The flight was headed to Palma, the capital of Mallorca, and took off late as a result of the incident.
“I was given very little time, support or options in a very upsetting and stressful situation, 16 minutes before the flight was about to depart,” Ms Barke told the Independent.
“The system is flawed. If check in only requires the expiry date of a passport when in actual fact it’s the issue date that it boils down to, and subsequently can result in this kind of horrendous situation, the aviation industry has some big changes to put in place.”
A spokesperson for Ryanair said: “This passenger was correctly denied travel as her passport did not meet the entry requirements for travel to the EU (Spain).
“Once advised by our handling agents in London Stansted that she was not permitted to take this flight to Spain with her two children, the passenger advised our handling agents that her sister-in-law was also taking the same flight and could accompany her two children on the flight.
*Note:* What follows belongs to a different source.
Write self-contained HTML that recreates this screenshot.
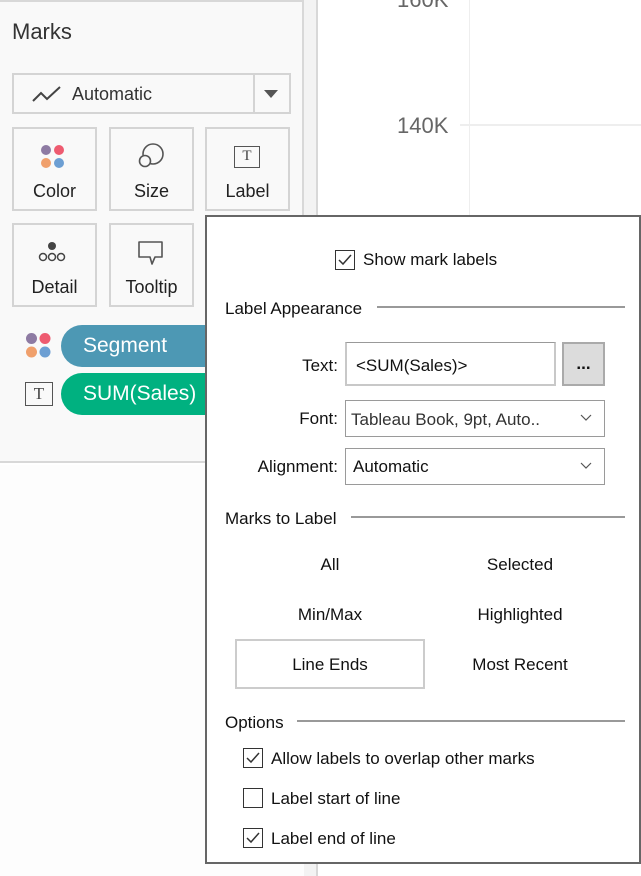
<!DOCTYPE html>
<html><head><style>
*{margin:0;padding:0;box-sizing:border-box}
body{width:641px;height:876px;position:relative;overflow:hidden;background:#fff;font-family:"Liberation Sans",sans-serif;color:#111}
.a{position:absolute}
.t{position:absolute;line-height:20px;font-size:17px;white-space:nowrap}
.btn{position:absolute;border:2px solid #d4d4d4;background:#f9f9f9;width:85px;height:84px}
.btn span{position:absolute;left:0;right:0;top:52px;text-align:center;font-size:18px;color:#222}
.cb{position:absolute;width:20px;height:20px;border:1.5px solid #333;background:#fff}
.hl{position:absolute;height:2px;background:#999}
.sel{position:absolute;border:1px solid #9a9a9a;background:#fff}
</style></head><body>
<div class="a" style="left:0;top:0;width:304px;height:463px;background:#f9f9f9;border-right:2px solid #d8d8d8;border-bottom:2px solid #d8d8d8"></div>
<div class="a" style="left:0;top:0;width:304px;height:2px;background:#d8d8d8"></div>
<div class="a" style="left:304px;top:0;width:13px;height:876px;background:#f3f3f3"></div>
<div class="a" style="left:316px;top:0;width:2px;height:876px;background:#d8d8d8"></div>
<div class="a" style="left:0;top:465px;width:304px;height:411px;background:#fdfdfd"></div>
<div class="a" style="left:469px;top:0;width:1px;height:215px;background:#eee"></div>
<div class="a" style="left:460px;top:124px;width:181px;height:2px;background:#eee"></div>
<div class="t" style="left:397px;top:-12px;font-size:22px;color:#666;line-height:24px">160K</div>
<div class="t" style="left:397px;top:114px;font-size:22px;color:#666;line-height:24px">140K</div>

<div class="t" style="left:12px;top:19px;font-size:22px;line-height:26px;color:#333">Marks</div>
<div class="a" style="left:12px;top:73px;width:279px;height:41px;border:2px solid #d4d4d4;background:#f9f9f9"></div>
<div class="a" style="left:253px;top:75px;width:2px;height:37px;background:#d4d4d4"></div>
<svg class="a" style="left:32px;top:85px" width="30" height="18"><polyline points="1,16 9,8 15,14 28,2" fill="none" stroke="#444" stroke-width="2"/></svg>
<div class="t" style="left:72px;top:84px;font-size:18px;color:#333">Automatic</div>
<svg class="a" style="left:264px;top:90px" width="14" height="8"><polygon points="0,0 14,0 7,8" fill="#555"/></svg>

<div class="btn" style="left:12px;top:127px"><span>Color</span></div>
<svg class="a" style="left:40px;top:145px" width="26" height="24"><circle cx="6" cy="5" r="5" fill="#8e7ba3"/><circle cx="19" cy="5" r="5" fill="#ee5b70"/><circle cx="6" cy="18" r="5" fill="#f0a06c"/><circle cx="19" cy="18" r="5" fill="#6d9fd3"/></svg>
<div class="btn" style="left:109px;top:127px"><span>Size</span></div>
<svg class="a" style="left:137px;top:143px" width="28" height="26"><circle cx="16" cy="11" r="10" fill="none" stroke="#555" stroke-width="1.6"/><circle cx="8" cy="18" r="5.5" fill="#f9f9f9" stroke="#555" stroke-width="1.6"/></svg>
<div class="btn" style="left:205px;top:127px"><span>Label</span></div>
<div class="a" style="left:234px;top:146px;width:26px;height:22px;border:1.5px solid #555;font-family:'Liberation Serif',serif;font-size:15px;text-align:center;line-height:19px;color:#444">T</div>
<div class="btn" style="left:12px;top:223px"><span>Detail</span></div>
<svg class="a" style="left:37px;top:241px" width="30" height="22"><circle cx="15" cy="5" r="4" fill="#444"/><circle cx="6" cy="16" r="3.5" fill="none" stroke="#444" stroke-width="1.5"/><circle cx="15" cy="16" r="3.5" fill="none" stroke="#444" stroke-width="1.5"/><circle cx="24" cy="16" r="3.5" fill="none" stroke="#444" stroke-width="1.5"/></svg>
<div class="btn" style="left:109px;top:223px"><span>Tooltip</span></div>
<svg class="a" style="left:137px;top:240px" width="28" height="26"><path d="M2,2 H25 V17 H18 L15,24 L13,17 H2 Z" fill="none" stroke="#555" stroke-width="1.6" stroke-linejoin="round"/></svg>

<svg class="a" style="left:25px;top:332px" width="28" height="28"><circle cx="6.5" cy="6.5" r="5.5" fill="#8e7ba3"/><circle cx="20" cy="6.5" r="5.5" fill="#ee5b70"/><circle cx="6.5" cy="20" r="5.5" fill="#f0a06c"/><circle cx="20" cy="20" r="5.5" fill="#6d9fd3"/></svg>
<div class="a" style="left:61px;top:325px;width:200px;height:42px;border-radius:21px;background:#4d98b4"></div>
<div class="t" style="left:83px;top:334px;font-size:21px;line-height:24px;color:#fff">Segment</div>
<div class="a" style="left:25px;top:382px;width:28px;height:24px;border:1.5px solid #555;font-family:'Liberation Serif',serif;font-size:17px;text-align:center;line-height:21px;color:#444">T</div>
<div class="a" style="left:61px;top:373px;width:200px;height:42px;border-radius:21px;background:#00b180"></div>
<div class="t" style="left:83px;top:382px;font-size:21px;line-height:24px;color:#fff">SUM(Sales)</div>

<div class="a" style="left:205px;top:215px;width:436px;height:649px;background:#fff;border:2px solid #666"></div>
<div class="cb" style="left:335px;top:250px"></div>
<svg class="a" style="left:338px;top:253px" width="14" height="14"><polyline points="1,7 5,11 13,2" fill="none" stroke="#333" stroke-width="1.5"/></svg>
<div class="t" style="left:363px;top:250px">Show mark labels</div>

<div class="t" style="left:225px;top:299px">Label Appearance</div>
<div class="hl" style="left:377px;top:306px;width:248px"></div>
<div class="t" style="left:258px;top:356px;width:80px;text-align:right">Text:</div>
<div class="a" style="left:345px;top:342px;width:211px;height:44px;border:1px solid #999;border-right:2px solid #c8c8c8;border-bottom:2px solid #c8c8c8;border-left:2px solid #c8c8c8"></div>
<div class="t" style="left:356px;top:356px">&lt;SUM(Sales)&gt;</div>
<div class="a" style="left:562px;top:342px;width:43px;height:44px;background:#dcdcdc;border:2px solid #aaa;text-align:center;line-height:40px;font-size:17px;font-weight:bold">...</div>
<div class="t" style="left:258px;top:409px;width:80px;text-align:right">Font:</div>
<div class="sel" style="left:345px;top:400px;width:260px;height:37px"></div>
<div class="t" style="left:351px;top:410px;color:#333">Tableau Book, 9pt, Auto..</div>
<svg class="a" style="left:580px;top:414px" width="12" height="8"><polyline points="1,1 6,6 11,1" fill="none" stroke="#555" stroke-width="1.2"/></svg>
<div class="t" style="left:238px;top:457px;width:100px;text-align:right">Alignment:</div>
<div class="sel" style="left:345px;top:448px;width:260px;height:37px"></div>
<div class="t" style="left:353px;top:457px">Automatic</div>
<svg class="a" style="left:580px;top:462px" width="12" height="8"><polyline points="1,1 6,6 11,1" fill="none" stroke="#555" stroke-width="1.2"/></svg>

<div class="t" style="left:225px;top:509px">Marks to Label</div>
<div class="hl" style="left:351px;top:516px;width:274px"></div>
<div class="t" style="left:236px;top:555px;width:188px;text-align:center">All</div>
<div class="t" style="left:425px;top:555px;width:190px;text-align:center">Selected</div>
<div class="t" style="left:236px;top:605px;width:188px;text-align:center">Min/Max</div>
<div class="t" style="left:425px;top:605px;width:190px;text-align:center">Highlighted</div>
<div class="a" style="left:235px;top:639px;width:190px;height:50px;border:2px solid #ccc"></div>
<div class="t" style="left:236px;top:655px;width:188px;text-align:center">Line Ends</div>
<div class="t" style="left:425px;top:655px;width:190px;text-align:center">Most Recent</div>

<div class="t" style="left:225px;top:713px">Options</div>
<div class="hl" style="left:297px;top:720px;width:328px"></div>
<div class="cb" style="left:243px;top:748px"></div>
<svg class="a" style="left:246px;top:751px" width="14" height="14"><polyline points="1,7 5,11 13,2" fill="none" stroke="#333" stroke-width="1.5"/></svg>
<div class="t" style="left:271px;top:749px">Allow labels to overlap other marks</div>
<div class="cb" style="left:243px;top:788px"></div>
<div class="t" style="left:271px;top:789px">Label start of line</div>
<div class="cb" style="left:243px;top:828px"></div>
<svg class="a" style="left:246px;top:831px" width="14" height="14"><polyline points="1,7 5,11 13,2" fill="none" stroke="#333" stroke-width="1.5"/></svg>
<div class="t" style="left:271px;top:829px">Label end of line</div>
</body></html>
“Her sister-in-law returned to the airport terminal to collect this passenger’s two children, and accompanied them on the flight to Palma.
“This passenger’s claim that the staff did not make rigorous checks to allow the children fly without her is completely false. This passenger – the children’s parent – directly authorised that her sister-in-law could accompany them.
“At no time were these children unaccompanied and as the permission was provided directly from the children’s parent, they were permitted to travel with the passenger’s sister-in-law.”
Ms Barke managed to obtain an emergency appointment for a same-day passport renewal, before travelling to Palma on August 2.
However, she lost around £500 due to a missed flight and having to book another.